Three libraries dominate open-source INT4 LLM quantization in 2026. bitsandbytes (Tim Dettmers), AutoAWQ, AutoGPTQ. They make different trade-offs in quality, speed, and deployment story. Knowing which one fits your stack avoids the 'we tried INT4 and it was worse' anti-result.
bitsandbytes — easy QLoRA
Used by Hugging Face Transformers via load_in_4bit. NF4 quantization. Native PyTorch ops; works on Ampere+. Best for: QLoRA fine-tuning, exploratory work. Worst for: production serving (slower than AWQ/GPTQ at inference).
AutoAWQ — production inference
AWQ algorithm with optimized kernels (Marlin on Ampere+). Best-in-class inference speed in 2026. Supported in vLLM, SGLang, TensorRT-LLM. Best for: production deployment. Slight quality lead over GPTQ on most benchmarks.
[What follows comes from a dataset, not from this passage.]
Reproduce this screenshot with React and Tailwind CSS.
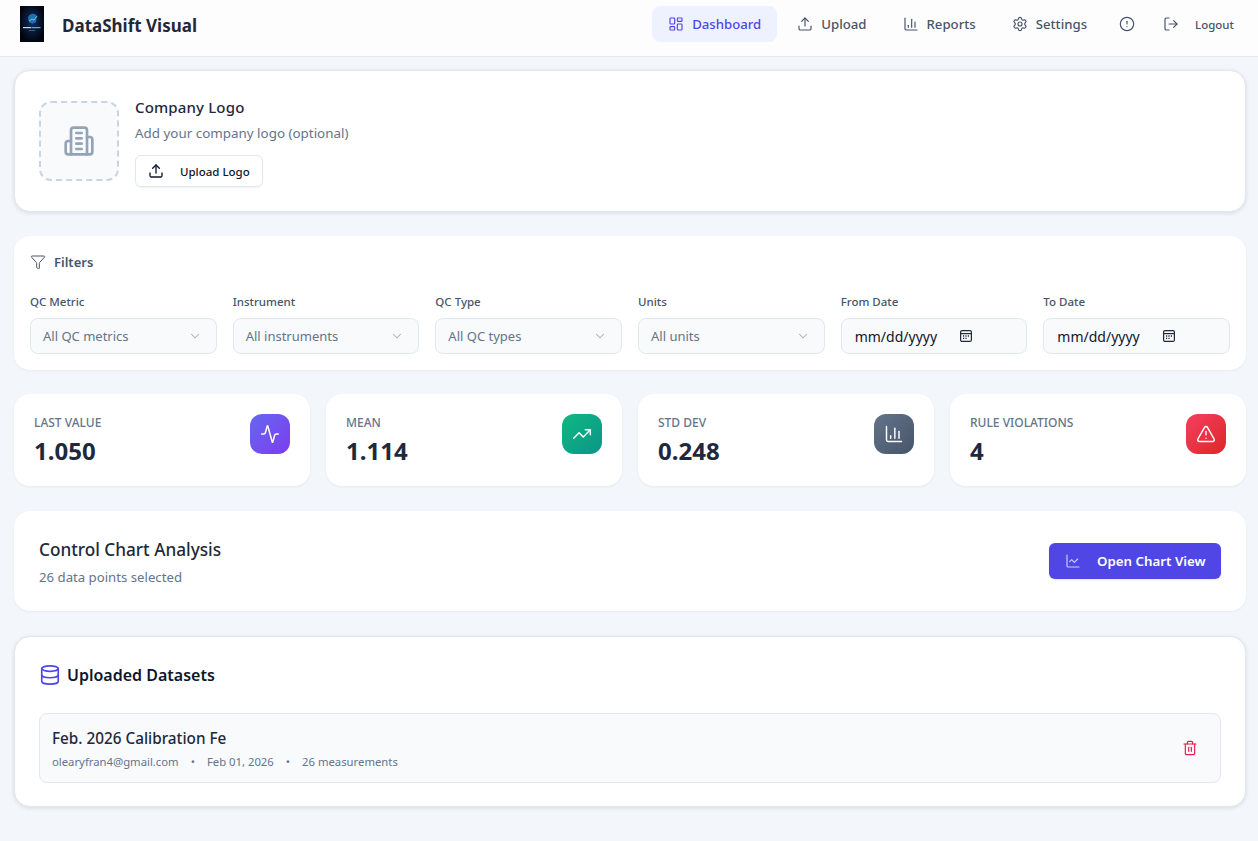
import {
  Activity,
  AlertCircle,
  AlertTriangle,
  BarChart3,
  ChartColumn,
  ChevronDown,
  Database,
  Filter,
  LayoutDashboard,
  LineChart,
  LogOut,
  Settings,
  Trash2,
  TrendingUp,
  Upload,
} from "lucide-react";

const font = { fontFamily: '"Noto Sans", "Open Sans", sans-serif' };

function Logo() {
  return (
    <svg width="24" height="36" viewBox="0 0 24 36" className="shrink-0">
      <defs>
        <radialGradient id="glow" cx="50%" cy="45%" r="55%">
          <stop offset="0%" stopColor="#10305f" />
          <stop offset="100%" stopColor="#02040f" />
        </radialGradient>
      </defs>
      <rect width="24" height="36" fill="url(#glow)" />
      <path d="M8 12 a5 5 0 0 1 9 -2 l-1 6 a5 5 0 0 1 -7 0 z" fill="#1d6fb8" />
      <path d="M9 15 l3 -2 2 1 3 -4" stroke="#6fd08c" strokeWidth="1" fill="none" />
      <rect x="3" y="21" width="8" height="1.2" fill="#cfd8e6" />
      <rect x="11.5" y="21" width="9" height="1.2" fill="#4fb6c9" />
      <rect x="9" y="24" width="6" height="0.7" fill="#64748b" />
    </svg>
  );
}

function BuildingIcon() {
  return (
    <svg width="32" height="32" viewBox="0 0 24 24" fill="none" stroke="currentColor" strokeWidth="2" strokeLinecap="round" strokeLinejoin="round">
      <path d="M6 22V4a2 2 0 0 1 2-2h8a2 2 0 0 1 2 2v18Z" />
      <path d="M6 12H4a2 2 0 0 0-2 2v6a2 2 0 0 0 2 2h2" />
      <path d="M18 9h2a2 2 0 0 1 2 2v9a2 2 0 0 1-2 2h-2" />
      <path d="M10 6h4M10 10h4M10 14h4M10 18h4" />
    </svg>
  );
}

function NavItem({ icon: Icon, label, active }) {
  return (
    <a
      className={
        active
          ? "flex h-9 items-center gap-2 rounded-lg bg-[#eef2ff] px-4 text-[13.2px] font-medium text-[#4f46e5]"
          : "flex h-9 items-center gap-2 rounded-lg px-4 text-[13.2px] font-medium text-[#475569]"
      }
    >
      <Icon size={16} strokeWidth={1.75} />
      <span className="pt-[2px]">{label}</span>
    </a>
  );
}

function FieldLabel({ children }) {
  return <label className="mb-2 block text-[11.5px] leading-4 font-medium text-[#475569]">{children}</label>;
}

function SelectField({ label, value }) {
  return (
    <div className="flex-1">
      <FieldLabel>{label}</FieldLabel>
      <div className="flex h-9 items-center justify-between rounded-lg border border-[#e2e8f0] bg-[#f8fafc] pr-[14px] pl-3 text-[13px] text-[#64748b]">
        <span className="pt-[2px]">{value}</span>
        <ChevronDown size={14} strokeWidth={1.75} className="text-[#a3afbf]" />
      </div>
    </div>
  );
}

function CalendarGlyph() {
  return (
    <svg width="14" height="14" viewBox="0 0 14 14" fill="none" stroke="#1f2937" strokeWidth="1.2">
      <rect x="1.6" y="1.6" width="10.8" height="10.8" rx="1.5" />
      <path d="M1.6 4.6h10.8" />
      <path d="M4 7h1.2M6.4 7h1.2M8.8 7H10M4 9.4h1.2M6.4 9.4h1.2" strokeWidth="1.3" />
    </svg>
  );
}

function DateField({ label }) {
  return (
    <div className="flex-1">
      <FieldLabel>{label}</FieldLabel>
      <div className="flex h-9 items-center gap-[22px] rounded-lg border border-[#e2e8f0] bg-[#f8fafc] pl-[13px] text-[14px] text-[#0f172a]">
        <span className="pt-[1px]">mm/dd/yyyy</span>
        <CalendarGlyph />
      </div>
    </div>
  );
}

function StatCard({ label, value, icon: Icon, tone }) {
  return (
    <div className="flex h-[92px] flex-1 items-start justify-between rounded-2xl bg-white p-5 shadow-[0_1px_3px_rgba(15,23,42,0.05)]">
      <div className="pt-[1px]">
        <div className="text-[12px] leading-4 font-medium text-[#64748b]">{label}</div>
        <div className="mt-1 text-[24px] leading-8 font-bold text-[#1e293b]">{value}</div>
      </div>
      <div className={`flex h-10 w-10 items-center justify-center rounded-xl text-white ${tone}`}>
        <Icon size={20} strokeWidth={1.75} />
      </div>
    </div>
  );
}

export default function App() {
  return (
    <div style={font} className="min-h-[841px] bg-[#f3f6fa] pb-[33px]">
      <header className="flex h-[57px] items-start justify-between border-b border-[#e2e8f0] bg-[#fdfdfe] pt-[6px] pr-6 pl-5">
        <div className="flex items-center gap-[18px]">
          <Logo />
          <span className="pt-[4px] text-[17px] font-bold text-[#1e293b]">DataShift Visual</span>
        </div>
        <nav className="flex h-9 items-center gap-1">
          <NavItem icon={LayoutDashboard} label="Dashboard" active />
          <NavItem icon={Upload} label="Upload" />
          <NavItem icon={ChartColumn} label="Reports" />
          <NavItem icon={Settings} label="Settings" />
          <span className="ml-3 text-[#475569]">
            <AlertCircle size={16} strokeWidth={1.75} />
          </span>
          <a className="ml-6 flex items-center gap-4 text-[11.5px] font-medium text-[#475569]">
            <LogOut size={16} strokeWidth={1.75} />
            <span className="pt-[2px]">Logout</span>
          </a>
        </nav>
      </header>

      <main className="pr-3 pl-[14px]">
        <section className="mt-[13px] flex h-[142px] items-center gap-4 rounded-2xl border border-[#e2e8f0] bg-white pl-6 shadow-[0_1px_4px_rgba(15,23,42,0.12)]">
          <div className="flex h-20 w-20 items-center justify-center rounded-xl border-2 border-dashed border-[#cbd5e1] bg-[#f8fafc] text-[#94a3b8]">
            <BuildingIcon />
          </div>
          <div>
            <h3 className="-mt-[1px] text-[15px] leading-6 font-medium tracking-[0.15px] text-[#1e293b]">Company Logo</h3>
            <p className="mt-1 text-[13.4px] leading-5 text-[#64748b]">Add your company logo (optional)</p>
            <button className="mt-3 flex h-8 items-center gap-[16px] rounded-md border border-[#e2e8f0] bg-white px-3 text-[11.5px] font-medium text-[#0f172a] shadow-[0_1px_2px_rgba(15,23,42,0.05)]">
              <Upload size={16} strokeWidth={2} />
              <span className="pt-[2px]">Upload Logo</span>
            </button>
          </div>
        </section>

        <section className="mt-6 h-[134px] rounded-2xl bg-white pt-[18px] pr-4 pl-4 shadow-[0_1px_3px_rgba(15,23,42,0.05)]">
          <div className="flex items-center gap-2 text-[#475569]">
            <Filter size={16} strokeWidth={1.5} />
            <span className="text-[13px] leading-4 font-semibold text-[#475569]">Filters</span>
          </div>
          <div className="mt-6 flex gap-4">
            <SelectField label="QC Metric" value="All QC metrics" />
            <SelectField label="Instrument" value="All instruments" />
            <SelectField label="QC Type" value="All QC types" />
            <SelectField label="Units" value="All units" />
            <DateField label="From Date" />
            <DateField label="To Date" />
          </div>
        </section>

        <section className="mt-6 flex gap-4">
          <StatCard label="LAST VALUE" value="1.050" icon={Activity} tone="bg-gradient-to-br from-[#6366f1] to-[#7c3aed]" />
          <StatCard label="MEAN" value="1.114" icon={TrendingUp} tone="bg-gradient-to-br from-[#10b981] to-[#0d9488]" />
          <StatCard label="STD DEV" value="0.248" icon={BarChart3} tone="bg-gradient-to-br from-[#64748b] to-[#475569]" />
          <StatCard label="RULE VIOLATIONS" value="4" icon={AlertTriangle} tone="bg-gradient-to-br from-[#f43f5e] to-[#dc2626]" />
        </section>

        <section className="mt-[25px] flex h-[100px] items-center justify-between rounded-2xl bg-white pr-[25px] pl-[25px] shadow-[0_1px_3px_rgba(15,23,42,0.05)]">
          <div className="pt-[2px]">
            <h2 className="text-[17.2px] leading-6 font-medium text-[#1e293b]">Control Chart Analysis</h2>
            <p className="mt-[5px] text-[13.2px] leading-5 text-[#64748b]">26 data points selected</p>
          </div>
          <button className="flex h-9 w-[172px] items-center gap-4 rounded-md bg-[#4f46e5] pl-4 text-[13.3px] font-semibold text-white shadow-[0_1px_2px_rgba(15,23,42,0.1)]">
            <LineChart size={16} strokeWidth={1.75} className="text-[#c7d2fe]" />
            <span className="pt-[2px]">Open Chart View</span>
          </button>
        </section>

        <section className="mt-[25px] h-[171px] rounded-2xl border border-[#e2e8f0] bg-white px-6 pt-6 shadow-[0_1px_4px_rgba(15,23,42,0.12)]">
          <div className="flex h-7 items-center gap-[6px]">
            <Database size={22} strokeWidth={1.8} className="text-[#4f46e5]" />
            <h2 className="text-[16px] font-semibold text-[#0f172a]">Uploaded Datasets</h2>
          </div>
          <div className="mt-6 flex h-[70px] items-center justify-between rounded-lg border border-[#e2e8f0] bg-[#f8fafc] pr-[22px] pl-3">
            <div className="pt-[1px]">
              <div className="text-[15.3px] leading-5 font-medium text-[#1e293b]">Feb. 2026 Calibration Fe</div>
              <div className="mt-[6px] flex items-center gap-3 text-[11.3px] leading-4 text-[#64748b]">
                <span>olearyfran4@gmail.com</span>
                <span>•</span>
                <span>Feb 01, 2026</span>
                <span>•</span>
                <span>26 measurements</span>
              </div>
            </div>
            <Trash2 size={16} strokeWidth={1.75} className="text-[#e11d48]" />
          </div>
        </section>
      </main>
    </div>
  );
}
AutoGPTQ — mature, broad model support
GPTQ algorithm. Slightly slower than AWQ at inference. Broader model architecture coverage (handles unusual architectures more reliably). Mature; first to support new model releases.
Picking
Fine-tuning: bitsandbytes (QLoRA recipe). Serving the result: AutoAWQ (recompile to AWQ format for production). New model just released: AutoGPTQ first, AutoAWQ when caught up. Memory-only constraint: any of the three.
Common gotchas
Quantizing on one machine, serving on another with different hardware: kernel compatibility. Calibration data choice changes quality more than algorithm. AWQ models can't be merged with adapters without dequantization first.